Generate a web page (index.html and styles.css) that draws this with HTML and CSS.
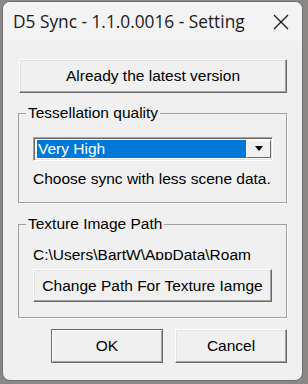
FILE: index.html
```html
<!DOCTYPE html>
<html lang="en">
<head>
    <meta charset="UTF-8">
    <title>D5 Sync - Setting</title>
    <link rel="stylesheet" href="styles.css">
</head>
<body>
    <div class="window">
        <div class="titlebar">
            <span class="title">D5 Sync - 1.1.0.0016 - Setting</span>
            <svg class="close" width="16" height="16" viewBox="0 0 16 16">
                <path d="M1 1 L15 15 M15 1 L1 15" stroke="#1a1a1a" stroke-width="1.3" fill="none"/>
            </svg>
        </div>

        <div class="content">
            <button class="btn wide">Already the latest version</button>

            <fieldset class="group quality">
                <legend>Tessellation quality</legend>
                <div class="combo">
                    <span class="combo-value">Very High</span>
                    <span class="combo-arrow">
                        <svg width="10" height="6" viewBox="0 0 10 6"><path d="M1 0 L9 0 L5 5 Z" fill="#000"/></svg>
                    </span>
                </div>
                <div class="hint">Choose sync with less scene data.</div>
            </fieldset>

            <fieldset class="group texture">
                <legend>Texture Image Path</legend>
                <div class="path">C:\Users\BartW\AppData\Roaming\D5 Sync\Texture</div>
                <button class="btn change">Change Path For Texture Iamge</button>
            </fieldset>

            <div class="actions">
                <button class="btn default">OK</button>
                <button class="btn">Cancel</button>
            </div>
        </div>
    </div>
</body>
</html>
```

FILE: styles.css
```css
* {
    margin: 0;
    padding: 0;
    box-sizing: border-box;
}

body {
    background: #8a8886;
    width: 308px;
    height: 384px;
    overflow: hidden;
    padding: 1px 0 0 2px;
}

.window {
    width: 301px;
    height: 380px;
    background: #f0f0f0;
    border: 1px solid #6f6f6f;
    border-radius: 8px;
    overflow: hidden;
    font-family: "Liberation Sans", Arial, sans-serif;
    font-size: 15.5px;
    color: #000;
}

.titlebar {
    height: 39px;
    background: #f3f3f3;
    display: flex;
    align-items: center;
    justify-content: space-between;
    padding: 0 13px 0 10px;
}

.title {
    font-family: "Open Sans", "Noto Sans", sans-serif;
    font-size: 17.3px;
    color: #1a1a1a;
}

.content {
    display: flex;
    flex-direction: column;
    padding: 18px 15px 0 16px;
}

.btn {
    font-family: "Liberation Sans", Arial, sans-serif;
    font-size: 15.5px;
    color: #000;
    background: #f0f0f0;
    border: 1px solid;
    border-color: #fff #696969 #696969 #fff;
    box-shadow: inset -1px -1px 0 #a0a0a0, inset 1px 1px 0 #e3e3e3;
}

.wide {
    height: 34px;
    width: 268px;
}

.group {
    border: 1px solid #a0a0a0;
    box-shadow: 1px 1px 0 #fff;
    width: 269px;
    padding: 0 0 0 14px;
    margin-left: -1px;
}

.group legend {
    margin-left: -7px;
    padding: 0 2px;
    line-height: 18px;
}

.quality {
    margin-top: 11px;
    height: 99px;
}

.combo {
    margin-top: 15px;
    width: 240px;
    height: 24px;
    display: flex;
    align-items: stretch;
    background: #fff;
    border: 1px solid;
    border-color: #a0a0a0 #fff #fff #a0a0a0;
    box-shadow: inset 1px 1px 0 #696969, inset -1px -1px 0 #e3e3e3;
    padding: 2px 1px 2px 3px;
}

.combo-value {
    flex: 1;
    background: #0078d7;
    color: #fff;
    line-height: 18px;
    padding-left: 1px;
}

.combo-arrow {
    width: 25px;
    background: #f0f0f0;
    border: 1px solid;
    border-color: #fff #696969 #696969 #fff;
    display: flex;
    align-items: center;
    justify-content: center;
}

.hint {
    margin-top: 9px;
}

.texture {
    margin-top: 12px;
    height: 103px;
}

.path {
    margin-top: 15px;
    width: 218px;
    height: 12px;
    line-height: 14px;
    overflow: hidden;
    white-space: nowrap;
}

.change {
    margin-top: 9px;
    width: 239px;
    height: 33px;
}

.actions {
    display: flex;
    justify-content: flex-end;
    gap: 12px;
    margin-top: 11px;
}

.actions .btn {
    width: 112px;
    height: 34px;
}

.default {
    border-color: #696969;
    box-shadow: inset 1px 1px 0 #fff, inset -1px -1px 0 #a0a0a0;
}
```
━━━━━━━━━━
▶ **WORK TO DO**
Search the preceding listing for "index" and extract every line where it is found.

▶ **THE SOLUTION**
Generate a web page (index.html and styles.css) that draws this with HTML and CSS.
FILE: index.html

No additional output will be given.